Doğa'nın Hayatı Facebook'ta Kaç Beğeni Alır?


Son birkaç yılda ses getiren eserlere imza atmış olan Hakan Bıçakcı korku, gerilim ve fantastik edebiyat türünde yazdığı roman ve öykülerle tanınsa da son romanı Doğa Tarihi'nde tarzını biraz değiştirip bir kadın karakter üzerinden tüketim kültürünü, beton bloklara hapsedilmiş yaşamları ve teknolojinin insanları ağına alan tutsaklığını çok çarpıcı bir dille eleştiriyor. Kitap, "Eski Ayna, Yeni Ayna ve İki Ayna Arasında" başlıklarını taşıyan üç bölümden oluşuyor. Kitabın ilk bölümü artık her an her yerde karşılaşabileceğimiz ve yazarın "plaza kadını" olarak tanımladığı başkarakter Doğa ile tanıştırıyor okuru. Gençlik yıllarında punkçı olan Doğa, üniversiteyi bitirince iş hayatının kâr odaklı düzenine kolayca uyum sağlamayı başaran bir işkadınına dönüşüyor. Üstelik bu dönüşüm süreci bilinçli bir tercihin sonunda oluyor. Çünkü Doğa, bir Londra tatilinde elindeki son parayla hayranı olduğu Sepultura'nın cd'sini değil, üzerinde grubun fotoğrafının yer aldığı bir tişört almayı tercih ediyor. Doğa, herkesin onun bir Sepultura hayranı olduğunu öğrenmesini istiyor. Doğa'nın dönüşümüyle birlikte yazar, üniversite yıllarında ideallerinin peşinden giden ancak okulu bitirip "hayata atıldıktan" sonra ideallerini bir anda unutup düzenin kendilerine dayattığı bir yaşama biçimini benimseyen insanları eleştirmiş aslında.

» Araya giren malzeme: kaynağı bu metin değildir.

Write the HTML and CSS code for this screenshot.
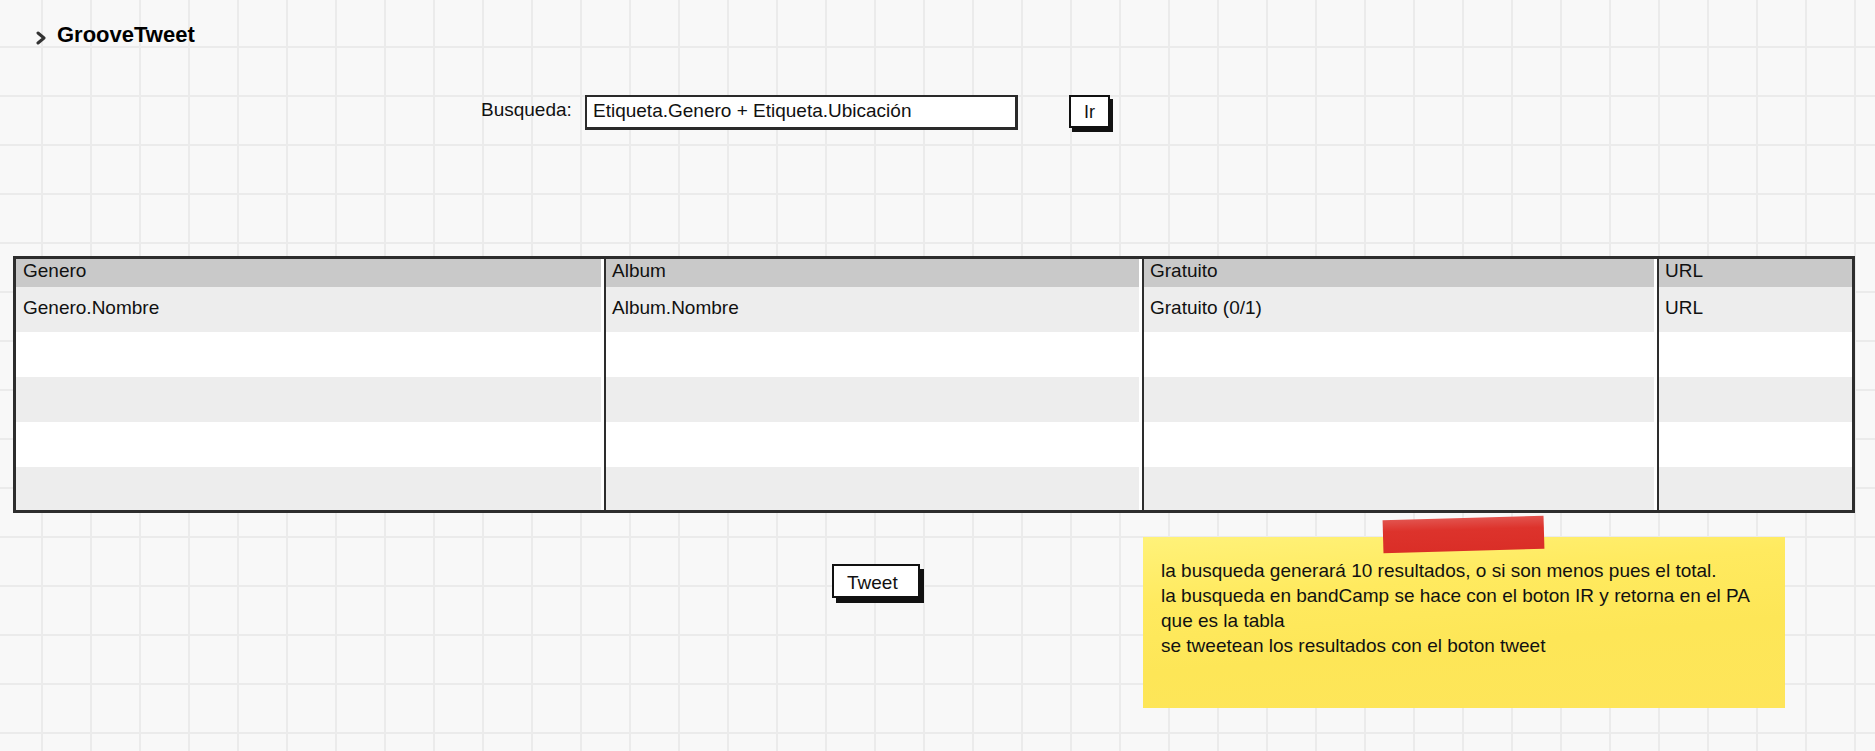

 Doğa, itici bir kadın. Sürekli dış görünüşüyle ilgileniyor, alışveriş yapıyor, iki ayda bir en yakın arkadaşını değiştiriyor, sevmediği bir adamla sırf parası ve itibarı var diye birlikte oluyor. Yani sürekli "mış gibi yapıyor", hiçbir duyguyu tam olarak yaşayamıyor. Doğa'nın cinsellikle ilgili sorunları da var. Birlikte olduğu Onur'u çekici bulmuyor, hatta Onur'un pantolonundan taşan tombul bacakları ona itici geliyor. Eski sevgilisi Ulaş, Doğa'yı geçmişine bağlayan bir köprü görevi görüyor. Spor eğitmeni Engin ise cinsel çekiciliğin karşılığı. Doğa, Engin'in kaslı vücudunu çok beğeniyor. Doğa, düşlerinde bu üç erkeği birleştiriyor zaman zaman. Doğa'nın hayatındaki üç erkek ayrıntılı olarak tahlil edilmemiş. Zaten kitaptaki tüm karakterlerle okur arasında bir mesafe var. Bu, yazarın bilinçli bir tercihi. Yoksa yaratmak istediği yabancılaşma duygusu eksik kalırdı.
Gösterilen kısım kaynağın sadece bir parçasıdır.